Understanding the scale:
- 100+ Million downloads
- 30+ Language support
- 20+ Billion matches
- 1.8 billion swipes every day (left swipe, right swipe, super like)
- 50+ million members
Our design needs to be scalable to support 50+ million userbases. Tinder supports 30+ languages which means users are spread across around the world. Hence this can’t be a simple application hosted in a single continent as such, it has to be well distributed to give the optimal performance to all the users across the globe.
Tinder is completely hosted on AWS cloud. It doesn't have any web application but IOS and Andriod. Tinder uses AWS amplify to build and test mobile applications, MongoDB for DB, and Redis for caching and in-memory database.
Features:
Features set that we will be focusing on are as follows:
- Login using OAuth (FB)
- Swipes (Left, Right)
- Matching
- chat
- push notification
- super likes
Before deep-diving into how the recommendation engine works i.e when a person logs into the Tinder, how is one able to see several hundreds/thounsands of profile. To begin with let’s talk about the features of the recommendation algorithm that tinder is using.
- Active usage: Tinder’s main purpose to make people meet, to establish meaningful relationships, so if one party is not active it doesn't add to the core objective of tinder.Therefore it is important to know How actively a person is using the application.
- Collect tags: When a person does oAuth using FB, Tinder collects lots of meaningful information like location, age, distance, gender preference, places visit, likes, dislikes, and many more. It also extracts lots of information from pictures and what we write in our profile for a better match.
- Group userbase: When a person login/sign-in to tinder, he/she got assigned some random score from tinder, and based on these score one falls in some bucket lets say we have a bucket from 1–10, this grouping helps in matching people i.e people from bucket 1 tends to prefer more/match with people in bucket 1,2 and 3. This is basically for a high chance of matching based on your likes and those people who have some taste as of yours.
- Your pickiness/Bad actors: If one is doing too much of right swipe, it’s bad, you may not be shown recommendation of other people. Also if one is not doing left swipe at all, still one is not gonna shown in the recommendation of others, as they are not contributing towards the objective of this dating application.
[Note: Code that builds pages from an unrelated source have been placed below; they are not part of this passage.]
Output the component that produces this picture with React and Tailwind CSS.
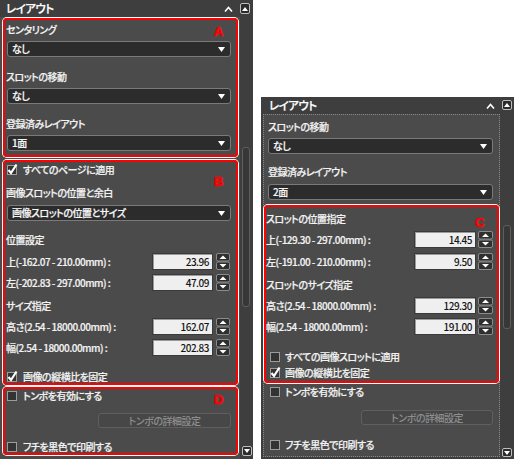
import React from "react";

function Label({ children, className = "" }) {
  return <div className={`h-[14px] whitespace-nowrap leading-[14px] text-[#f2f2f2] ${className}`}>{children}</div>;
}

function Dropdown({ value, className = "" }) {
  return (
    <div className={`flex h-[16px] items-center justify-between rounded-[3px] border border-[#7a7a7a] bg-[#2c2c2c] pl-[4px] pr-[5px] ${className}`}>
      <span className="leading-none text-[#f6f6f6]">{value}</span>
      <svg width="7" height="5" viewBox="0 0 7 5">
        <path d="M0 0H7L3.5 5Z" fill="#ffffff" />
      </svg>
    </div>
  );
}

function Spinner({ w }) {
  return (
    <svg width={w} height="17" viewBox={`0 0 ${w} 17`} className="shrink-0">
      <rect x="0.5" y="0.5" width={w - 1} height="7.5" rx="1.5" fill="#2f2f2f" stroke="#8c8c8c" />
      <rect x="0.5" y="9" width={w - 1} height="7.5" rx="1.5" fill="#2f2f2f" stroke="#8c8c8c" />
      <path d={`M${w / 2 - 3.5} 6L${w / 2} 2.5L${w / 2 + 3.5} 6Z`} fill="#ffffff" />
      <path d={`M${w / 2 - 3.5} 11L${w / 2 + 3.5} 11L${w / 2} 14.5Z`} fill="#ffffff" />
    </svg>
  );
}

function NumRow({ label, value, inputW, spinW, gap, className = "" }) {
  return (
    <div className={`flex h-[17px] items-center ${className}`}>
      <span className="flex-1 whitespace-nowrap text-[#f2f2f2]">{label}</span>
      <div
        style={{ width: inputW }}
        className="h-[17px] border border-[#3a3a3a] bg-[#efefef] pr-[3px] text-right leading-[15px] text-[#151515] shadow-[inset_1px_1px_0_#9a9a9a] [-webkit-text-stroke-width:0px]"
      >
        {value}
      </div>
      <div style={{ width: gap }} />
      <Spinner w={spinW} />
    </div>
  );
}

function Check({ checked, children, className = "", gap = "gap-[6px]" }) {
  return (
    <div className={`flex h-[12px] items-center ${gap} ${className}`}>
      <svg width="10" height="10" viewBox="0 0 10 10" className="shrink-0 overflow-visible">
        <rect x="0.5" y="0.5" width="9" height="9" fill="#333333" stroke="#9c9c9c" />
        {checked && <polyline points="1.5,5 4,8 9.5,-0.5" fill="none" stroke="#ffffff" strokeWidth="2.2" />}
      </svg>
      <span className="whitespace-nowrap leading-[12px] text-[#f2f2f2]">{children}</span>
    </div>
  );
}

function MarkButton({ className = "" }) {
  return (
    <div className={`flex h-[15px] items-center justify-center rounded-[3px] border border-[#5f5f5f] bg-[#474747] text-[#8e8e8e] [-webkit-text-stroke-width:0px] ${className}`}>
      トンボの詳細設定
    </div>
  );
}

function RedBox({ letter, letterPos, className = "", children }) {
  return (
    <div className={`relative rounded-[4px] border-2 border-[#ff0000] shadow-[0_0_0_1px_#ffffff] ${className}`}>
      {children}
      <span className={`absolute font-['Liberation_Sans',sans-serif] text-[13px] font-bold leading-[13px] tracking-normal text-[#ff0000] [-webkit-text-stroke-width:0.6px] ${letterPos}`}>
        {letter}
      </span>
    </div>
  );
}

function Chevron() {
  return (
    <svg width="9" height="6" viewBox="0 0 9 6">
      <polyline points="1,5.5 4.5,1.5 8,5.5" fill="none" stroke="#ffffff" strokeWidth="1.6" />
    </svg>
  );
}

function ScrollBtn({ up, className = "" }) {
  return (
    <div className={`flex items-center justify-center rounded-[2px] border border-[#bdbdbd] bg-[#2b2b2b] ${className}`}>
      <svg width="6" height="4" viewBox="0 0 6 4">
        {up ? <path d="M0 4L3 0L6 4Z" fill="#ffffff" /> : <path d="M0 0H6L3 4Z" fill="#ffffff" />}
      </svg>
    </div>
  );
}

function Thumb({ className = "" }) {
  return <div className={`rounded-[3px] border border-[#5e5e5e] bg-[#373737] ${className}`} />;
}

function LeftPanel() {
  return (
    <div className="flex h-[459px] w-[253px] shrink-0 bg-[#3e3e3e]">
      <div className="flex w-[240px] flex-col">
        <div className="flex h-[17px] items-center justify-between pl-[6px] pr-[7px]">
          <span className="text-[11.5px] leading-none text-[#ffffff]">レイアウト</span>
          <Chevron />
        </div>
        <div className="flex flex-1 flex-col bg-[#4b4b4b] pt-[1px]">
          <RedBox letter="A" letterPos="left-[209px] top-[5px]" className="ml-[3px] mr-[2px] pb-[4px] pl-[1px] pr-[5px] pt-[3px]">
            <Label>センタリング</Label>
            <Dropdown value="なし" className="ml-[1px] mt-[4px]" />
            <Label className="mt-[13px]">スロットの移動</Label>
            <Dropdown value="なし" className="ml-[1px] mt-[4px]" />
            <Label className="mt-[13px]">登録済みレイアウト</Label>
            <Dropdown value="1面" className="ml-[1px] mt-[4px]" />
          </RedBox>
          <RedBox letter="B" letterPos="left-[209px] top-[13px]" className="ml-[3px] mr-[2px] mt-[3px] pl-[1px] pr-[5px] pt-[2px]">
            <Check checked className="ml-[1px]">すべてのページに適用</Check>
            <Label className="mt-[10px]">画像スロットの位置と余白</Label>
            <Dropdown value="画像スロットの位置とサイズ" className="ml-[1px] mt-[5px]" />
            <Label className="mt-[12px]">位置設定</Label>
            <NumRow className="mt-[6px] pr-[1px]" label="上(-162.07 - 210.00mm) :" value="23.96" inputW={61} spinW={14} gap={3} />
            <NumRow className="mt-[4px] pr-[1px]" label="左(-202.83 - 297.00mm) :" value="47.09" inputW={61} spinW={14} gap={3} />
            <Label className="mt-[8px]">サイズ指定</Label>
            <NumRow className="mt-[5px] pr-[1px]" label="高さ(2.54 - 18000.00mm) :" value="162.07" inputW={61} spinW={14} gap={3} />
            <NumRow className="mt-[4px] pr-[1px]" label="幅(2.54 - 18000.00mm) :" value="202.83" inputW={61} spinW={14} gap={3} />
            <Check checked className="ml-[1px] mt-[15px]">画像の縦横比を固定</Check>
          </RedBox>
          <RedBox letter="D" letterPos="left-[209px] top-[4px]" className="ml-[3px] mr-[2px] mt-[2px] flex flex-col pl-[1px] pr-[5px] pt-[1px]">
            <Check className="ml-[1px]">トンボを有効にする</Check>
            <MarkButton className="mt-[11px] w-[133px] self-end" />
            <Check className="ml-[1px] mt-[13px]">フチを黒色で印刷する</Check>
          </RedBox>
        </div>
      </div>
      <div className="flex w-[13px] flex-col">
        <ScrollBtn up className="mt-[3px] h-[11px] w-[10px]" />
        <div className="flex-1">
          <Thumb className="ml-[2px] mt-[133px] h-[160px] w-[8px]" />
        </div>
        <ScrollBtn className="mb-[3px] ml-[2px] h-[10px] w-[10px]" />
      </div>
    </div>
  );
}

function RightPanel() {
  return (
    <div className="ml-[8px] mt-[97px] flex h-[362px] w-[253px] shrink-0 bg-[#3e3e3e]">
      <div className="flex w-[239px] flex-col">
        <div className="flex h-[17px] items-center justify-between pl-[8px] pr-[5px]">
          <span className="text-[11.5px] leading-none text-[#ffffff]">レイアウト</span>
          <Chevron />
        </div>
        <div className="mb-[2px] ml-[2px] flex flex-1 flex-col border border-dotted border-[#8a8a8a] bg-[#4b4b4b] pt-[5px]">
          <Label className="pl-[4px]">スロットの移動</Label>
          <Dropdown value="なし" className="ml-[4px] mr-[6px] mt-[4px]" />
          <Label className="mt-[11px] pl-[4px]">登録済みレイアウト</Label>
          <Dropdown value="2面" className="ml-[4px] mr-[6px] mt-[5px]" />
          <RedBox letter="C" letterPos="left-[209px] top-[9px]" className="mt-[5px] pb-[2px] pr-[4px] pt-[5px]">
            <Label>スロットの位置指定</Label>
            <NumRow className="mt-[5px]" label="上(-129.30 - 297.00mm) :" value="14.45" inputW={62} spinW={15} gap={2} />
            <NumRow className="mt-[5px]" label="左(-191.00 - 210.00mm) :" value="9.50" inputW={62} spinW={15} gap={2} />
            <Label className="mt-[8px]">スロットのサイズ指定</Label>
            <NumRow className="mt-[5px]" label="高さ(2.54 - 18000.00mm) :" value="129.30" inputW={62} spinW={15} gap={2} />
            <NumRow className="mt-[4px]" label="幅(2.54 - 18000.00mm) :" value="191.00" inputW={62} spinW={15} gap={2} />
            <Check className="ml-[4px] mt-[16px]" gap="gap-[5px]">すべての画像スロットに適用</Check>
            <Check checked className="ml-[4px] mt-[4px]" gap="gap-[5px]">画像の縦横比を固定</Check>
          </RedBox>
          <Check className="ml-[6px] mt-[3px]" gap="gap-[5px]">トンボを有効にする</Check>
          <MarkButton className="mr-[6px] mt-[12px] w-[132px] self-end" />
          <Check className="ml-[6px] mt-[14px]" gap="gap-[5px]">フチを黒色で印刷する</Check>
        </div>
      </div>
      <div className="flex w-[14px] flex-col">
        <ScrollBtn up className="ml-[2px] mt-[3px] h-[10px] w-[10px]" />
        <div className="flex-1">
          <Thumb className="ml-[3px] mt-[115px] h-[104px] w-[8px]" />
        </div>
        <ScrollBtn className="mb-[2px] ml-[2px] h-[9px] w-[10px]" />
      </div>
    </div>
  );
}

export default function App() {
  return (
    <div className="flex h-[459px] w-[514px] overflow-hidden bg-white font-['Noto_Sans_CJK_JP',sans-serif] text-[10px] font-medium tracking-[-0.5px] [-webkit-text-stroke-width:0.2px] [font-feature-settings:'palt']">
      <LeftPanel />
      <RightPanel />
    </div>
  );
}
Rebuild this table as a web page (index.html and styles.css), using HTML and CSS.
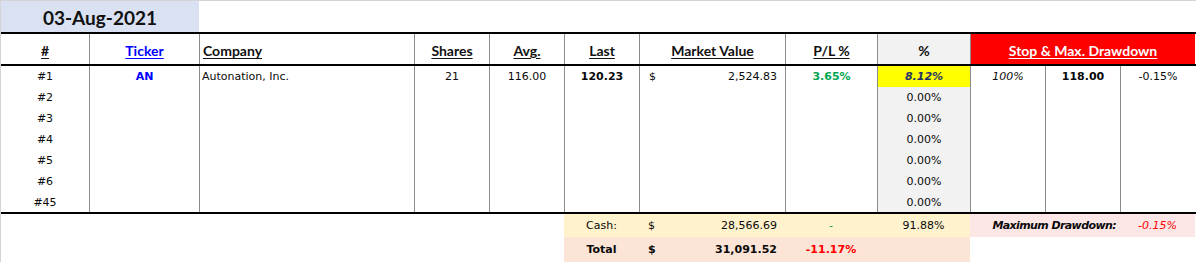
FILE: index.html
```html
<!DOCTYPE html>
<html>
<head>
<meta charset="utf-8">
<title>Portfolio</title>
<link rel="stylesheet" href="styles.css">
</head>
<body>
<div class="sheet">
  <div class="row date-row">
    <div class="c span2 date">03-Aug-2021</div>
  </div>

  <div class="row head lined">
    <div class="c ctr"><span class="ul">#</span></div>
    <div class="c ctr"><span class="ul blue">Ticker</span></div>
    <div class="c left"><span class="ul">Company</span></div>
    <div class="c ctr"><span class="ul">Shares</span></div>
    <div class="c ctr"><span class="ul">Avg.</span></div>
    <div class="c ctr"><span class="ul">Last</span></div>
    <div class="c ctr"><span class="ul">Market Value</span></div>
    <div class="c ctr"><span class="ul">P/L %</span></div>
    <div class="c ctr gray">%</div>
    <div class="c ctr span3 red"><span class="ul">Stop &amp; Max. Drawdown</span></div>
  </div>

  <div class="body">
    <div class="row data lined">
      <div class="c ctr">#1</div>
      <div class="c ctr b blue">AN</div>
      <div class="c left">Autonation, Inc.</div>
      <div class="c ctr">21</div>
      <div class="c ctr">116.00</div>
      <div class="c ctr b">120.23</div>
      <div class="c money"><span>$</span><span>2,524.83</span></div>
      <div class="c ctr b green">3.65%</div>
      <div class="c ctr b i yellow">8.12%</div>
      <div class="c ctr i">100%</div>
      <div class="c ctr b">118.00</div>
      <div class="c ctr">-0.15%</div>
    </div>
    <div class="row data lined">
      <div class="c ctr">#2</div><div class="c"></div><div class="c"></div><div class="c"></div><div class="c"></div><div class="c"></div><div class="c"></div><div class="c"></div>
      <div class="c ctr gray">0.00%</div><div class="c"></div><div class="c"></div><div class="c"></div>
    </div>
    <div class="row data lined">
      <div class="c ctr">#3</div><div class="c"></div><div class="c"></div><div class="c"></div><div class="c"></div><div class="c"></div><div class="c"></div><div class="c"></div>
      <div class="c ctr gray">0.00%</div><div class="c"></div><div class="c"></div><div class="c"></div>
    </div>
    <div class="row data lined">
      <div class="c ctr">#4</div><div class="c"></div><div class="c"></div><div class="c"></div><div class="c"></div><div class="c"></div><div class="c"></div><div class="c"></div>
      <div class="c ctr gray">0.00%</div><div class="c"></div><div class="c"></div><div class="c"></div>
    </div>
    <div class="row data lined">
      <div class="c ctr">#5</div><div class="c"></div><div class="c"></div><div class="c"></div><div class="c"></div><div class="c"></div><div class="c"></div><div class="c"></div>
      <div class="c ctr gray">0.00%</div><div class="c"></div><div class="c"></div><div class="c"></div>
    </div>
    <div class="row data lined">
      <div class="c ctr">#6</div><div class="c"></div><div class="c"></div><div class="c"></div><div class="c"></div><div class="c"></div><div class="c"></div><div class="c"></div>
      <div class="c ctr gray">0.00%</div><div class="c"></div><div class="c"></div><div class="c"></div>
    </div>
    <div class="row data last lined">
      <div class="c ctr">#45</div><div class="c"></div><div class="c"></div><div class="c"></div><div class="c"></div><div class="c"></div><div class="c"></div><div class="c"></div>
      <div class="c ctr gray">0.00%</div><div class="c"></div><div class="c"></div><div class="c"></div>
    </div>
  </div>

  <div class="row cash">
    <div class="c span5"></div>
    <div class="c ctr cream">Cash:</div>
    <div class="c money cream"><span>$</span><span>28,566.69</span></div>
    <div class="c ctr cream green">-</div>
    <div class="c ctr cream">91.88%</div>
    <div class="c span2 right pink b i tight">Maximum Drawdown:</div>
    <div class="c ctr pink i redtxt">-0.15%</div>
  </div>

  <div class="row total">
    <div class="c span5"></div>
    <div class="c ctr peach b">Total</div>
    <div class="c money peach b"><span>$</span><span>31,091.52</span></div>
    <div class="c ctr peach b redtxt">-11.17%</div>
    <div class="c peach"></div>
    <div class="c span3"></div>
  </div>
</div>
</body>
</html>
```

FILE: styles.css
```css
* { box-sizing: border-box; }

html, body {
  margin: 0;
  padding: 0;
  background: #ffffff;
}

body {
  width: 1196px;
  height: 262px;
  overflow: hidden;
  font-family: "DejaVu Sans", Verdana, sans-serif;
  font-size: 11px;
  color: #0a0a0a;
}

.sheet {
  width: 1196px;
  border-top: 1px solid #d4d4d4;
  border-left: 1px solid #d4d4d4;
}

.row {
  display: grid;
  grid-template-columns: 88px 110px 215px 75px 75px 75px 146px 92px 93px 75px 75px 75px;
}

.c {
  display: flex;
  align-items: center;
  white-space: nowrap;
  min-width: 0;
}

.lined > .c + .c { border-left: 1px solid #8c8c8c; }

.span2 { grid-column: span 2; }
.span3 { grid-column: span 3; }
.span5 { grid-column: span 5; }

.ctr { justify-content: center; }
.left { justify-content: flex-start; padding-left: 2px; }
.right { justify-content: flex-end; padding-right: 4px; }

.money {
  justify-content: space-between;
  padding: 0 8px 0 9px;
}

.b { font-weight: bold; }
.i { font-style: italic; }
.tight { letter-spacing: -0.6px; }

/* date */
.date-row { height: 31px; }
.date {
  background: #d9e1f2;
  justify-content: center;
  font-family: "Lato", "Liberation Sans", sans-serif;
  font-weight: bold;
  font-size: 19px;
  color: #111111;
  padding-top: 1px;
}

/* header */
.head {
  height: 34px;
  border-top: 2px solid #000000;
  border-bottom: 2px solid #000000;
  font-family: "Lato", "Liberation Sans", sans-serif;
  font-weight: bold;
  font-size: 14px;
  color: #111111;
}
.head .c { padding-top: 3px; }
.head .left { padding-left: 3px; }
.ul { text-decoration: underline; text-underline-offset: 2px; }

.blue { color: #0000ff; }
.red { background: #ff0000; color: #ffffff; }
.gray { background: #f2f2f2; }

/* data */
.body { border-bottom: 2px solid #000000; }
.data { height: 21px; }
.data.last { height: 20px; }

.green { color: #00a550; }
.yellow { background: #ffff00; color: #1f2f66; }

/* bottom */
.cash { height: 23px; }
.total { height: 25px; }
.cream { background: #fff2cc; }
.peach { background: #fce4d6; }
.pink { background: #fde6e6; }
.redtxt { color: #ff0000; }
```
- Do you reply? : How willingly a person is replying after a match.
- Progressive taxation: If one is getting too much of matches/attention, to make it fair for others, Tinder normalizes this by not showing that profile to many other users. At the same time, if someone is not getting much attention, tinder starts bringing that profile to other users.
Recommendation Engine properties:
This recommendation engine brings up the profile of other people based on the above-mentioned points. Below are the properties of the recommendation engine. (Referening Recommendation engine as RE)
- Low latency: When a person logs in to the application,we need to load profiles/potential matches profiles real quickly. Therefore,our RE needs to have low latency.
- Not realtime: It’s okay if it’s not realtime i.e if someone newly joins tinder it’s okay if it take a min to show this person's profile on our account.
- Easy to shard/distribute: Since we have tons of profiles from across the globe, this recommendation engine should be able to shard the data as we can’t keep it in one system.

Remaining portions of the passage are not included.